Tholeif Hordi had picked up the banner, but scarce had he lifted it when Black Turlogh, his eyes glaring, broke through and split his skull to the teeth. Sigurd, seeing his banner fallen once more, struck Murrogh with such desperate fury that his sword bit through the prince’s morion and gashed his scalp. Blood jetted down Murrogh’s face, and he reeled, but before Sigurd could strike again, Black Turlogh’s ax licked out like a flicker of lightning. The Jarl’s warding shield fell shattered from his arm, and Sigurd gave back for an instant, daunted by the play of that deathly ax. Then a rush of warriors swept the ranging chiefs apart.
“Thorstein!” shouted Sigurd. “Take up the banner!”
“Touch it not!” cried Asmund. “Who bears it, dies!”
Even as he spoke, Dunlang’s sword crushed his skull.
“Hrafn!” cried Sigurd desperately. “Bear the banner!”
“Bear your own curse!” answered Hrafn. “This is the end of us all.

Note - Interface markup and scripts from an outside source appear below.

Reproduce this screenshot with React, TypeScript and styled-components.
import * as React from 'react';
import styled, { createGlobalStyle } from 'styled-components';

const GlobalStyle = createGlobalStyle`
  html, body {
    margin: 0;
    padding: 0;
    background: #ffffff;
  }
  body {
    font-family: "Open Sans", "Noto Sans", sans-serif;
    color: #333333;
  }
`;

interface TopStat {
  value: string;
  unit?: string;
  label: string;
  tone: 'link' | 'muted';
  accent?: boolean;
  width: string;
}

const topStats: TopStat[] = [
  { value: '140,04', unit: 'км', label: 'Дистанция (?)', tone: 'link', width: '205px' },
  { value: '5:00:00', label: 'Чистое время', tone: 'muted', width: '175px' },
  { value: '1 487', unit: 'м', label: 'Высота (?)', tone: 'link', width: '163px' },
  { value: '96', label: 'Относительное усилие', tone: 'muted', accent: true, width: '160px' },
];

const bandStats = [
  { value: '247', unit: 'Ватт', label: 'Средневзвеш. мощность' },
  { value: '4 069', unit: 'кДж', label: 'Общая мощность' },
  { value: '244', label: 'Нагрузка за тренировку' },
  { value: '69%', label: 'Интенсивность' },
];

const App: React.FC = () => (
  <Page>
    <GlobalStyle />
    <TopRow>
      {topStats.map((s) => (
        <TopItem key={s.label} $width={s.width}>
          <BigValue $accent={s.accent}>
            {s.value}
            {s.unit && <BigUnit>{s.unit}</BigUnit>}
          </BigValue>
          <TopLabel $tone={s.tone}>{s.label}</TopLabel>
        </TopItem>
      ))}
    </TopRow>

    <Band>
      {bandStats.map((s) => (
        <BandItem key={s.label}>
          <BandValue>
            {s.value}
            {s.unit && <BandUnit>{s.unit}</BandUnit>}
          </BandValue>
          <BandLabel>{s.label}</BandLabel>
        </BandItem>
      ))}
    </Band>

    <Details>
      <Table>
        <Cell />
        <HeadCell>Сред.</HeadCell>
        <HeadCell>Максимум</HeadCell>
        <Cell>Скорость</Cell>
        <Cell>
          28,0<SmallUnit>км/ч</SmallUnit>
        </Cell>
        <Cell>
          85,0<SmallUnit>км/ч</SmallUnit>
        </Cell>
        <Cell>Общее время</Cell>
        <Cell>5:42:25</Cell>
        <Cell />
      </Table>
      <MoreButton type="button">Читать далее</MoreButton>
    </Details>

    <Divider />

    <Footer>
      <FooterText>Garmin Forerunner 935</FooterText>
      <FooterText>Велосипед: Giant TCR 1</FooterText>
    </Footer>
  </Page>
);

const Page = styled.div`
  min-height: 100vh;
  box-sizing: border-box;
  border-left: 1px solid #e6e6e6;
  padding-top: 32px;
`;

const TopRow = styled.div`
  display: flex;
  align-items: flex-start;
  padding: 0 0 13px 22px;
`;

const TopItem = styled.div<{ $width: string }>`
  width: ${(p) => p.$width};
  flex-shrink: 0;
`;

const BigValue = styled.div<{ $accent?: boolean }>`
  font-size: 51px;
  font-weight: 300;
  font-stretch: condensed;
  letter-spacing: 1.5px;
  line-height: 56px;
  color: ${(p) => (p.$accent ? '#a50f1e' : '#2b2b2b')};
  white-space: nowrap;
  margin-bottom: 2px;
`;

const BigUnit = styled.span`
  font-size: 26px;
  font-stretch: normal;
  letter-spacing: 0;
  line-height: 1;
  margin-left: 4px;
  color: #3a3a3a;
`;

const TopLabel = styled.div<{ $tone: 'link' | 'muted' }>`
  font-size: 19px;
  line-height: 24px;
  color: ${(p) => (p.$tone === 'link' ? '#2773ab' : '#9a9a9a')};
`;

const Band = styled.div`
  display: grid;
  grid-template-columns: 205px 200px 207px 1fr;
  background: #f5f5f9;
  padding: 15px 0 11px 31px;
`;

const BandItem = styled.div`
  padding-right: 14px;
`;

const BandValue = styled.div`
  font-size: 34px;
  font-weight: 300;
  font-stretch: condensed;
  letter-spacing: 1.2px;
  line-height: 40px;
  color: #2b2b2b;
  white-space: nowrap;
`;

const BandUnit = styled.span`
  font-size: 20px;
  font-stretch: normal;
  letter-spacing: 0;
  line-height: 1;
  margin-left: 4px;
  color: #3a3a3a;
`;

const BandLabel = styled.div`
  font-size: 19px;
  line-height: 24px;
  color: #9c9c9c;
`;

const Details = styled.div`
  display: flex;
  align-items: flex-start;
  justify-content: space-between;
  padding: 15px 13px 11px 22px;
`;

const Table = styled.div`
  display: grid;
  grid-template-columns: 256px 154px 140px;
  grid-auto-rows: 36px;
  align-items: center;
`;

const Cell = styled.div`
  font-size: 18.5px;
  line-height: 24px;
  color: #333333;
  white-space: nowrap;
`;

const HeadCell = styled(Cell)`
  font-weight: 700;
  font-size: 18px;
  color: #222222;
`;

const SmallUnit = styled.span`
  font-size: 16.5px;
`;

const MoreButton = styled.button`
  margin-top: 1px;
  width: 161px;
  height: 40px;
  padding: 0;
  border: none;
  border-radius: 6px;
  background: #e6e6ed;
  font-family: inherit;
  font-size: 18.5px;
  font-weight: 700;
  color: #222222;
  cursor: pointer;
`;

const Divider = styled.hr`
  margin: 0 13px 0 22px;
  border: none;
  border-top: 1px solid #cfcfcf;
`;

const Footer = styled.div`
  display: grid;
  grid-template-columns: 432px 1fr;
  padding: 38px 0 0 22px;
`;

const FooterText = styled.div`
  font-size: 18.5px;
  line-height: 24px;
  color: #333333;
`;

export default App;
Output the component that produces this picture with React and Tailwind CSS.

“Cowards!” roared the Jarl, snatching up the banner himself and striving to gather it under his cloak as Murrogh, face bloodied and eyes blazing, broke through to him. Sigurd flung up his sword – too late. The weapon in Murrogh’s right hand splintered on his helmet, bursting the straps that held it and ripping it from his head, and Murrogh’s left-hand sword, whistling in behind the first blow, shattered the Jarl’s skull and felled him dead in the bloody folds of the great banner that wrapped about him as he went down.
Now great roar went up, and the Gael’s redoubled their strokes. With the formation of shields torn apart, the mail of the Vikings could not save them; for the Dalcassian axes, flashing in the sun, hewed through chainmesh and iron plates alike, rending linden shield and horned helmet. Yet the Danes did not break.
On the high ramparts, King Sitric had turned pale, his hands trembling where he gripped the parapet. He knew that these wild men could not be beaten now, for they spilled their lives like water, hurling their naked bodies again and again into the fangs of spear and ax.
Kormlada was silent, but Sitric’s wife, King Brian’s daughter, cried out in joy, for her heart was with her own people.